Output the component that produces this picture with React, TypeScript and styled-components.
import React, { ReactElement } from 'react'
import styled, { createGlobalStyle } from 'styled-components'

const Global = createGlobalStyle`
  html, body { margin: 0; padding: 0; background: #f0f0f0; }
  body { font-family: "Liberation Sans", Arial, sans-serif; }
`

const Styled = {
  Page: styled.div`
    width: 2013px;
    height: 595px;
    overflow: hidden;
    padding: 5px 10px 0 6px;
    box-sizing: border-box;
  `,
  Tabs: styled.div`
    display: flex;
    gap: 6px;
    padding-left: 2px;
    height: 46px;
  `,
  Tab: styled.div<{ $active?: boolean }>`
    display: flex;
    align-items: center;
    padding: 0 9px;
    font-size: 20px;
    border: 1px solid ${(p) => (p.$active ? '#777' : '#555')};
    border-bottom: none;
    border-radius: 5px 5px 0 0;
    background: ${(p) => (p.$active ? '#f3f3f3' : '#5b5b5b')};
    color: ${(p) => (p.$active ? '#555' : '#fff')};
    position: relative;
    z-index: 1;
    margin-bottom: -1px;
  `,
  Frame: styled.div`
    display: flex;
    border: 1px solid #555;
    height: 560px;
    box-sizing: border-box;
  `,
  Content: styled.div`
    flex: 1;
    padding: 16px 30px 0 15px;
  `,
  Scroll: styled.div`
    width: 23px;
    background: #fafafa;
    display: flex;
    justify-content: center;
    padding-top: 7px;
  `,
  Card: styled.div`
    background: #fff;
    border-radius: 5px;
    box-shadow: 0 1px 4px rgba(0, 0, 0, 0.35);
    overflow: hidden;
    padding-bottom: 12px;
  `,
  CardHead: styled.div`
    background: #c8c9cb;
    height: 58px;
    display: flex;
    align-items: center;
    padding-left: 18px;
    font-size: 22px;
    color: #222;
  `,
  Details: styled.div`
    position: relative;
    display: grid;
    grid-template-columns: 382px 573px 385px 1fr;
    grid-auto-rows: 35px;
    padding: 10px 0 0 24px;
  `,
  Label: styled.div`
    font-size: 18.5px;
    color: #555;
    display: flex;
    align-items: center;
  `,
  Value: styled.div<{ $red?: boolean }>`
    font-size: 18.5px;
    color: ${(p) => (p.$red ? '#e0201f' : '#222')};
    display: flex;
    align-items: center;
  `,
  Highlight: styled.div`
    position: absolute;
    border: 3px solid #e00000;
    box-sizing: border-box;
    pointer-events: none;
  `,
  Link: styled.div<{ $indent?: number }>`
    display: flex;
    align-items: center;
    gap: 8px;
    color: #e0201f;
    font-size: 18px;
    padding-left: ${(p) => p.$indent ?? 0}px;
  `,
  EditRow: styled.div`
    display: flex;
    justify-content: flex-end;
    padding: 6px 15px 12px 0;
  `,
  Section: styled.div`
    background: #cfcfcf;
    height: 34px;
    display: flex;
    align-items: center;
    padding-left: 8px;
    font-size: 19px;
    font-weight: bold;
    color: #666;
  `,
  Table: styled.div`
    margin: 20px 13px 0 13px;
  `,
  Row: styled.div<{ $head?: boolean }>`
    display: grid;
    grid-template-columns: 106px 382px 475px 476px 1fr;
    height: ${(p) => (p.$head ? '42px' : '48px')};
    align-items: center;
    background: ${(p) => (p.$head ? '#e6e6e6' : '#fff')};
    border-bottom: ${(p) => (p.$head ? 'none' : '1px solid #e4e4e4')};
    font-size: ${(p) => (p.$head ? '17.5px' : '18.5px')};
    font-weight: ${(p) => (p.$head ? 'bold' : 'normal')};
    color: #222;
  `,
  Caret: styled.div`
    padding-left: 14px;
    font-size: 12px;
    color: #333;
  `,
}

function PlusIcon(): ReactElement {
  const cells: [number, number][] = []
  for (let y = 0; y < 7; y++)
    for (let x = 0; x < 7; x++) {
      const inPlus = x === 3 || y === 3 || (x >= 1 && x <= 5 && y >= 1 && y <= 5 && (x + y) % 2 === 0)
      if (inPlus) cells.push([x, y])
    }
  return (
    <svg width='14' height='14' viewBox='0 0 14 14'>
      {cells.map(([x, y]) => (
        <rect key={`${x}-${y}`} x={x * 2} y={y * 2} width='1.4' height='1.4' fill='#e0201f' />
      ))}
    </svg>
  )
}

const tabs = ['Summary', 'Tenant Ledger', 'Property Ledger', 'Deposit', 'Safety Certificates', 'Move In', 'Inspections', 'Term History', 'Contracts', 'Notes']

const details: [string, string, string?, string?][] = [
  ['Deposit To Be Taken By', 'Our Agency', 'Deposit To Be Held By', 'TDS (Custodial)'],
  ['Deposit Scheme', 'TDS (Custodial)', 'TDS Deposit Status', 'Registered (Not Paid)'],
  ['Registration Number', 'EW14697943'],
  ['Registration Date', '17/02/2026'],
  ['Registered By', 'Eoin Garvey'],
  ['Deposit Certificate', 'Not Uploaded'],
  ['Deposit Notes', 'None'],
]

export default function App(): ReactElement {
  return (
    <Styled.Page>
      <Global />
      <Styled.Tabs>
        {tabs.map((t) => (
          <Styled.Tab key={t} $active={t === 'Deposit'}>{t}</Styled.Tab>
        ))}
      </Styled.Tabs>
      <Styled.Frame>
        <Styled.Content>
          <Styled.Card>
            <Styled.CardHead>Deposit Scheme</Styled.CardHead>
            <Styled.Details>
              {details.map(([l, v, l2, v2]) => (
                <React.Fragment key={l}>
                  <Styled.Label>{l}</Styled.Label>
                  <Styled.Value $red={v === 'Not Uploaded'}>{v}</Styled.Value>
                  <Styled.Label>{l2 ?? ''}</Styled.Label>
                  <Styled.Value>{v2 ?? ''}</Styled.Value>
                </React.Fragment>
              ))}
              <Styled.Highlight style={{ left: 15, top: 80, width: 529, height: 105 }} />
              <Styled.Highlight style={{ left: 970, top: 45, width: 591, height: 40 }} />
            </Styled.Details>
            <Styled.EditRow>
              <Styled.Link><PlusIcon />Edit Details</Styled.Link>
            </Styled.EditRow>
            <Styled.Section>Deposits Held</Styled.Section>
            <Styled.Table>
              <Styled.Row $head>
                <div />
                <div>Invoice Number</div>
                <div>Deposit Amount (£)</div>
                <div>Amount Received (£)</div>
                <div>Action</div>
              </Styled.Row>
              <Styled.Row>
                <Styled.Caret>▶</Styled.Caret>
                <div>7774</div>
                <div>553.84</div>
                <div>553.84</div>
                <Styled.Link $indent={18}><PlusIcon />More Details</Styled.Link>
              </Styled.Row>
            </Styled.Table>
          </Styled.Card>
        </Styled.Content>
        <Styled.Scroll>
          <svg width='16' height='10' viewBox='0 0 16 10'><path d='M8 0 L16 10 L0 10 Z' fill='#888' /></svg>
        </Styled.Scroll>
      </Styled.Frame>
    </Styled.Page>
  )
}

□ □ □ □ □

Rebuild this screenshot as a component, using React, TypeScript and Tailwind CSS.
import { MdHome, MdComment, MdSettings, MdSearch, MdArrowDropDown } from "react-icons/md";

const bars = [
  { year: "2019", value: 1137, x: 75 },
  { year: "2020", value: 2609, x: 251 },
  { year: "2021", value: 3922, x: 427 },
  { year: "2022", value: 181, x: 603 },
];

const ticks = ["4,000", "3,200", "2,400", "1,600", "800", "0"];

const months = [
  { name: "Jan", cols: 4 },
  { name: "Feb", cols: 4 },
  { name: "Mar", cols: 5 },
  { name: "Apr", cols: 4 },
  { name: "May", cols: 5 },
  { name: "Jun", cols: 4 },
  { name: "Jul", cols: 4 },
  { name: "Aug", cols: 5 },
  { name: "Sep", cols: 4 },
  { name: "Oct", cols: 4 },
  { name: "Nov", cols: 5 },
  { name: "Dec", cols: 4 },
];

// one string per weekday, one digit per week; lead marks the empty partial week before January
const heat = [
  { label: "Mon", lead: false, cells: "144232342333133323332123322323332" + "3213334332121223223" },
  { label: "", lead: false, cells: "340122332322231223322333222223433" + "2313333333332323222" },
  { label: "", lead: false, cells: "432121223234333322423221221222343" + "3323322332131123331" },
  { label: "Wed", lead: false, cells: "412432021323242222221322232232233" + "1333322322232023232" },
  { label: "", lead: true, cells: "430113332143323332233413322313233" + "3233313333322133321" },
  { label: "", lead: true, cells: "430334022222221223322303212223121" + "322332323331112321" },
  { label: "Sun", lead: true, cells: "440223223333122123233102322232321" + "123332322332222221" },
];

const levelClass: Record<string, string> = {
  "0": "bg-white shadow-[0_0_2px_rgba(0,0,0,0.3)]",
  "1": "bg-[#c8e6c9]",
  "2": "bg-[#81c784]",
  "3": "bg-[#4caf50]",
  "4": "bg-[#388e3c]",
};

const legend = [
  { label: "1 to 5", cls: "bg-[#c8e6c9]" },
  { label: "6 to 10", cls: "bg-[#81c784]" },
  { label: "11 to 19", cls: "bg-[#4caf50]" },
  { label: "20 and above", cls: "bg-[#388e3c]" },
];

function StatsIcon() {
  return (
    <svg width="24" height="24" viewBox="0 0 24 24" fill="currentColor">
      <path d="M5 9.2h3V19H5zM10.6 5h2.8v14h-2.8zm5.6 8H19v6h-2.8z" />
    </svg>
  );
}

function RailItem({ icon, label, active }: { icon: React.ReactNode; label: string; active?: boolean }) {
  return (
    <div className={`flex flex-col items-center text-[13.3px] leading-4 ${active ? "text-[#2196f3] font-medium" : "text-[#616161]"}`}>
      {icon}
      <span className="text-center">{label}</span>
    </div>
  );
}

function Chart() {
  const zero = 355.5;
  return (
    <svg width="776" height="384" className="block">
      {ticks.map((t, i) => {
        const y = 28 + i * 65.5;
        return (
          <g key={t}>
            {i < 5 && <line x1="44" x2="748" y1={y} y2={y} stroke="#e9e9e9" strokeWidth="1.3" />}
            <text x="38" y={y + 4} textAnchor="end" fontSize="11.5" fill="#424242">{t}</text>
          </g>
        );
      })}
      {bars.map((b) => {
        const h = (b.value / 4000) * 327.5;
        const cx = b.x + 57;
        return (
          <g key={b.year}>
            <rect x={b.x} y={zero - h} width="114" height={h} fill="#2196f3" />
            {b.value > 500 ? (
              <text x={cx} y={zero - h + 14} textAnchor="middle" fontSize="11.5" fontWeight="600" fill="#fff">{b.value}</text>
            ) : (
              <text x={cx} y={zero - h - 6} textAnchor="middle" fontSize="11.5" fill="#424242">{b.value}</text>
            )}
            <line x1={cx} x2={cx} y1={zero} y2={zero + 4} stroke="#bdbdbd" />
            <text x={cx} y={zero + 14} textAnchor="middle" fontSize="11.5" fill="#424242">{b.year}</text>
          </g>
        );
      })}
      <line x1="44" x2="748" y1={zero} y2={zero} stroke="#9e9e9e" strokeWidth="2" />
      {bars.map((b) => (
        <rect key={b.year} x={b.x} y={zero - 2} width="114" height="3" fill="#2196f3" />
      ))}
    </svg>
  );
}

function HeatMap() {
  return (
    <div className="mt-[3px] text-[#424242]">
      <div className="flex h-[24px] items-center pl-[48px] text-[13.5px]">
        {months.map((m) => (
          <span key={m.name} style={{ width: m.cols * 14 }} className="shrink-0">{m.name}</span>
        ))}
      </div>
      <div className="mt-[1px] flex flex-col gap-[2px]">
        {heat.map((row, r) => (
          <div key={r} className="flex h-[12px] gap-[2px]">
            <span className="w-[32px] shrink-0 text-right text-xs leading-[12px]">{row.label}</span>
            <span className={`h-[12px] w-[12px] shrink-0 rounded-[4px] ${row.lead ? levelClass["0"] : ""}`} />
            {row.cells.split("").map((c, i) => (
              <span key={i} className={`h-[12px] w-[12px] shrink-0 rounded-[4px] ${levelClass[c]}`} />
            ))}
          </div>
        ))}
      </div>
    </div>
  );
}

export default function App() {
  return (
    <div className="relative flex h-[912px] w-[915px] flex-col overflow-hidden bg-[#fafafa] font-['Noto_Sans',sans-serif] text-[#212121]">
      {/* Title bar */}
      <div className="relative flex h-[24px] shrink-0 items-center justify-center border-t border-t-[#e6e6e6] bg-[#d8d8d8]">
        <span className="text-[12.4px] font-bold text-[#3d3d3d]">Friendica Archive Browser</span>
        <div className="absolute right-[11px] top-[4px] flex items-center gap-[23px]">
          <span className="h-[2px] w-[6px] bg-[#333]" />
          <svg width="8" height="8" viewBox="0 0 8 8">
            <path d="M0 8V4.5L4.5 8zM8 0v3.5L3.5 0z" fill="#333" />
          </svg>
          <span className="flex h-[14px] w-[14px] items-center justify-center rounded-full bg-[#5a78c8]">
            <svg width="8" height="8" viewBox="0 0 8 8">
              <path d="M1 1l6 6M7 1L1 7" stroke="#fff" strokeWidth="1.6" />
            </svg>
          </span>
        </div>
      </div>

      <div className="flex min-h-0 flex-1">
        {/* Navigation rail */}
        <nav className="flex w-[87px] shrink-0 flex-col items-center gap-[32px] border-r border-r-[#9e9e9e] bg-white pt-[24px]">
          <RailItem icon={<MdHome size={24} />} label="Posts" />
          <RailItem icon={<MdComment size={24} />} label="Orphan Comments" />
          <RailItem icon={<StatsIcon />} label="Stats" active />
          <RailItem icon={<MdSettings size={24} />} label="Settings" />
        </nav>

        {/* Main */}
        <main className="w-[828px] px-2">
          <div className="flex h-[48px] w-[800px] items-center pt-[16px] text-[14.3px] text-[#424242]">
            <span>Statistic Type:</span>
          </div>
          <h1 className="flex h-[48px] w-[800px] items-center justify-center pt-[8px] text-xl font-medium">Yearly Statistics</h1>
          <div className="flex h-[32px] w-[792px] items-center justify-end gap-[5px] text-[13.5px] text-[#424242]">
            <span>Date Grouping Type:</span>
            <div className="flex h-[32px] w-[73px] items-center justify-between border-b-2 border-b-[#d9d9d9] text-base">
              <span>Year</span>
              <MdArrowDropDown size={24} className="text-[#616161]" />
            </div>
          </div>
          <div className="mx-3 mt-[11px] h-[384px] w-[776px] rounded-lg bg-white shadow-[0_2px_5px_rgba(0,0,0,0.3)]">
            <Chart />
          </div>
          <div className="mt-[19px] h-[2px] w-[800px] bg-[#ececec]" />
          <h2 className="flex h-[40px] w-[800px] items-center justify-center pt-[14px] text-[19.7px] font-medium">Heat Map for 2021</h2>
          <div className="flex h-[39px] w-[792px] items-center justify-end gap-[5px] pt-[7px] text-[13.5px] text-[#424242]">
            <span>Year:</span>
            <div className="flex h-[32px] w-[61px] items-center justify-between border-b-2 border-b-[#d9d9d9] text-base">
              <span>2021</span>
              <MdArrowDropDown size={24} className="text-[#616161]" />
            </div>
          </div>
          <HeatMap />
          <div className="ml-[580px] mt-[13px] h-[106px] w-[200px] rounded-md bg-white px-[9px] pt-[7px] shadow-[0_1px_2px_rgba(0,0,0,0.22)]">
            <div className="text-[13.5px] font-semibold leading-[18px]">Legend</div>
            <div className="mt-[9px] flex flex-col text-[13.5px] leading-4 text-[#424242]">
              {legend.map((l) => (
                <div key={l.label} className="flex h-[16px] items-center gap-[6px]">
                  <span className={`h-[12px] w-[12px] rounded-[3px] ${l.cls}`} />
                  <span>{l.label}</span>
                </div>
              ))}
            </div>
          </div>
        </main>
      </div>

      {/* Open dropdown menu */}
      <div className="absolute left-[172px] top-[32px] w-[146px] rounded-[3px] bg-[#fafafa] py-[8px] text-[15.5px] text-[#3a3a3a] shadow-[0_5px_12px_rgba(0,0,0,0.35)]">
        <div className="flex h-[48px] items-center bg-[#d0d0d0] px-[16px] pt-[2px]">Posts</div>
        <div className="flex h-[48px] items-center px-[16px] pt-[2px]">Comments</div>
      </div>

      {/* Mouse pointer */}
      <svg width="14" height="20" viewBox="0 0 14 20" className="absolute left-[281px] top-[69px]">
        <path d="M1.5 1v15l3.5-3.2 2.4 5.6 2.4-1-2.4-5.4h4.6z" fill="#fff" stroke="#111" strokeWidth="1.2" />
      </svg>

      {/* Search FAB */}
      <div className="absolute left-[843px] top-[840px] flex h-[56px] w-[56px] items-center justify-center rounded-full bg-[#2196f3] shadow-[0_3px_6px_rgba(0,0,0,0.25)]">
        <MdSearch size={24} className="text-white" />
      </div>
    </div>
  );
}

□ □ □ □ □

Above are some lines. Repeat exactly, and only, those from the line that has "Rebuild this screenshot" through the line that has "MdSettings, MdSearch, MdArrowDropDown".

Rebuild this screenshot as a component, using React, TypeScript and Tailwind CSS.
import { MdHome, MdComment, MdSettings, MdSearch, MdArrowDropDown } from "react-icons/md";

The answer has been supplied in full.